Il successo sul ring in tenera età, lo riuscì a trasportare anche sul campo. Non era il manto erboso di San Siro o del Camp Nou: ma terra bruciata, strappata al deserto del Sahara; una terra che istruisce con il bastone e non con la carota. Herrera gioca per il Racing di Casablanca, viene notato dalla squadra parigina del Club Francais e, tra un allenamento e l’altro, trova un impiego come tornitore in fabbrica. Gioca, e corre, da tutte le parti: attaccante, mezz’ala e difensore centrale.
Il fisico e la mente al servizio della squadra: caratteristica madre di tutti i successi ottenuti poi nella carriera. A tutti gli effetti è un rivoluzionario: allenatore, osservatore e sindacalista. Scova talenti nei campi di prigionia in Nord Africa: ‘il moro dello Stade Francais’, Ben Barek, venne quasi letteralmente fatto evadere di prigione prima di diventare francese e stella dei Bleu. In Francia creò il sindacato allenatori e poi, come fece Ulisse, tornò in patria.
DALLA SPAGNA ALL’ITALIA: ‘TACA LA BALA’
Il viaggiatore ha necessità di tornare a casa. Atletico Madrid, Siviglia e Barcellona: Campionati spagnoli e coppe di Spagna a raffica. Poi arriva il 1962. Anno storico sia per H.H. che per l‘Inter: dopo anni di anonimato europeo ed italiano, il presidente Angelo Moratti decide di investire. Si presenta a Milano, vestito in maniera impeccabile ed inizia a fare la sola cosa che conosce: il Mago inizia a vincere. Tanti aneddoti e racconti hanno aumentato quell’alone di mistero che circondava Herrera: “Crea spazi vuoti. Nel calcio, come nella vita, nella pittura, nella musica, i vuoti e i silenzi sono importanti come i pieni”. Non si stufava mai di ripeterlo.
“Taca la bala!“ era l’altro comando: la squadra di Herrera fu la prima vera squadra moderna nella storia del calcio. Pressing in avanti, condizione fisica ottimale e tanta, tanta tecnica unita ad una fase difensiva impeccabile: “La mia squadra ha vinto senza nemmeno scendere dall’autobus” diceva in maniera sfrontata prima delle partite. Un allenatore moderno, avanti anni luce: fu il primo a sperimentare i ritiri, diede molta importanza alle relazioni extra-coniugali dei calciatori ed al loro stile di vita alimentare. Sapeva rendere importante ogni calciatore, lo responsabilizzava rendendolo indispensabile al gruppo, anche se non era particolarmente dotato tecnicamente.

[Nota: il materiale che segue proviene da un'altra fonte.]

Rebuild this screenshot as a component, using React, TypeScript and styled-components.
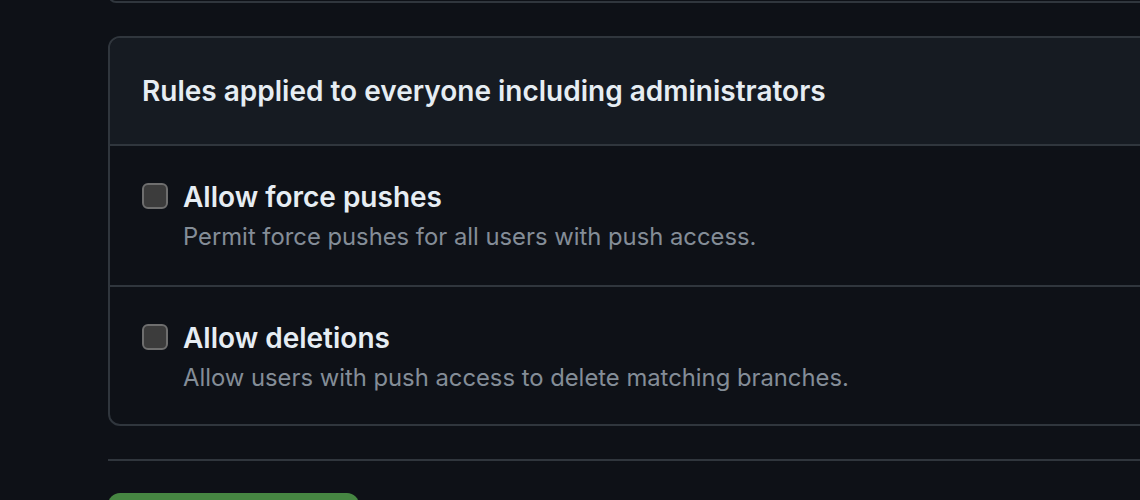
import React, { useState } from 'react';
import styled, { createGlobalStyle } from 'styled-components';

const GlobalStyle = createGlobalStyle`
  html, body {
    margin: 0;
    padding: 0;
    background: #0e1117;
    overflow: hidden;
  }
  body {
    font-family: Inter, "Noto Sans", "Liberation Sans", sans-serif;
    color: #e6edf3;
  }
`;

const rules = [
  {
    id: 'force',
    title: 'Allow force pushes',
    description: 'Permit force pushes for all users with push access.',
  },
  {
    id: 'delete',
    title: 'Allow deletions',
    description: 'Allow users with push access to delete matching branches.',
  },
];

const App = () => {
  const [checked, setChecked] = useState<Record<string, boolean>>({});

  return (
    <Div_Page>
      <GlobalStyle />
      <Div_PrevBox />
      <Section_Box>
        <Div_BoxHeader>
          <H3_Title>Rules applied to everyone including administrators</H3_Title>
        </Div_BoxHeader>
        {rules.map((rule) => (
          <Label_Row key={rule.id}>
            <Input_Check
              type="checkbox"
              checked={!!checked[rule.id]}
              onChange={() =>
                setChecked((prev) => ({ ...prev, [rule.id]: !prev[rule.id] }))
              }
            />
            <Div_Text>
              <Span_RuleTitle>{rule.title}</Span_RuleTitle>
              <P_Note>{rule.description}</P_Note>
            </Div_Text>
          </Label_Row>
        ))}
      </Section_Box>
      <Hr_Divider />
      <Button_Save type="button">Save changes</Button_Save>
    </Div_Page>
  );
};

export default App;

const Div_Page = styled.div`
  padding-left: 108px;
  width: 1200px;
  display: flex;
  flex-direction: column;
  align-items: flex-start;
`;

const Div_PrevBox = styled.div`
  align-self: stretch;
  box-sizing: border-box;
  height: 40px;
  margin-top: -37px;
  border: 2px solid #30363d;
  border-radius: 0 0 8px 8px;
`;

const Section_Box = styled.section`
  align-self: stretch;
  margin-top: 33px;
  border: 2px solid #30363d;
  border-radius: 12px;
  overflow: hidden;
`;

const Div_BoxHeader = styled.div`
  background: #161b22;
  height: 106px;
  padding: 0 32px;
  display: flex;
  align-items: center;
  border-bottom: 2px solid #30363d;
`;

const H3_Title = styled.h3`
  margin: 0;
  font-size: 28px;
  font-weight: 600;
  color: #e6edf3;
`;

const Label_Row = styled.label`
  display: flex;
  align-items: flex-start;
  gap: 15px;
  height: 139px;
  padding: 37px 32px 0;
  box-sizing: border-box;
  cursor: pointer;

  & + & {
    border-top: 2px solid #30363d;
  }
`;

const Input_Check = styled.input`
  appearance: none;
  width: 26px;
  height: 26px;
  margin: 0;
  flex: none;
  border: 2px solid #6e6e6e;
  border-radius: 6px;
  background: #3c3c3c;
  box-sizing: border-box;
  cursor: pointer;

  &:checked {
    background: #1f6feb;
    border-color: #1f6feb;
  }
`;

const Div_Text = styled.div`
  display: flex;
  flex-direction: column;
  gap: 8px;
`;

const Span_RuleTitle = styled.span`
  font-size: 28px;
  font-weight: 600;
  line-height: 28px;
  color: #e6edf3;
`;

const P_Note = styled.p`
  margin: 0;
  font-size: 23.8px;
  line-height: 36px;
  color: #848d97;
`;

const Hr_Divider = styled.hr`
  align-self: stretch;
  margin: 33px 0 0;
  border: 0;
  border-top: 2px solid #30363d;
`;

const Button_Save = styled.button`
  margin-top: 32px;
  width: 251px;
  height: 64px;
  border: 0;
  border-radius: 12px;
  background: #468642;
  color: #ffffff;
  font-family: inherit;
  font-size: 28px;
  font-weight: 600;
`;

Poi vinse tutto. Letteralmente tutto. Due Coppe dei Campioni e due Coppe Intercontinentali di fila, 3 scudetti, tra i quali il decimo, quello della stella e Coppe Italia dal 1962 al 1967. Sarti, Burgnich, Facchetti, Bedin, Guarneri, Picchi, Jair, Mazzola, Domenghini, Suarez, Corso. Questa formazione, rigorosamente recitata tutta d’un fiato ha incarnato la forza della Grande Inter. “Pensa veloce, agisci veloce e gioca veloce”, era un altro motto di H.H.: un motto da pugile, un motti di chi, sin da bambino, ha vissuto con il veleno in corpo. Il ‘Mago’ ha salutato tutti nel 1997, all’età di 87 anni. Finiva per sempre la storia di un uomo geniale, che osò sempre e che riuscì a stravolgere gli schemi. Una finestra sul futuro.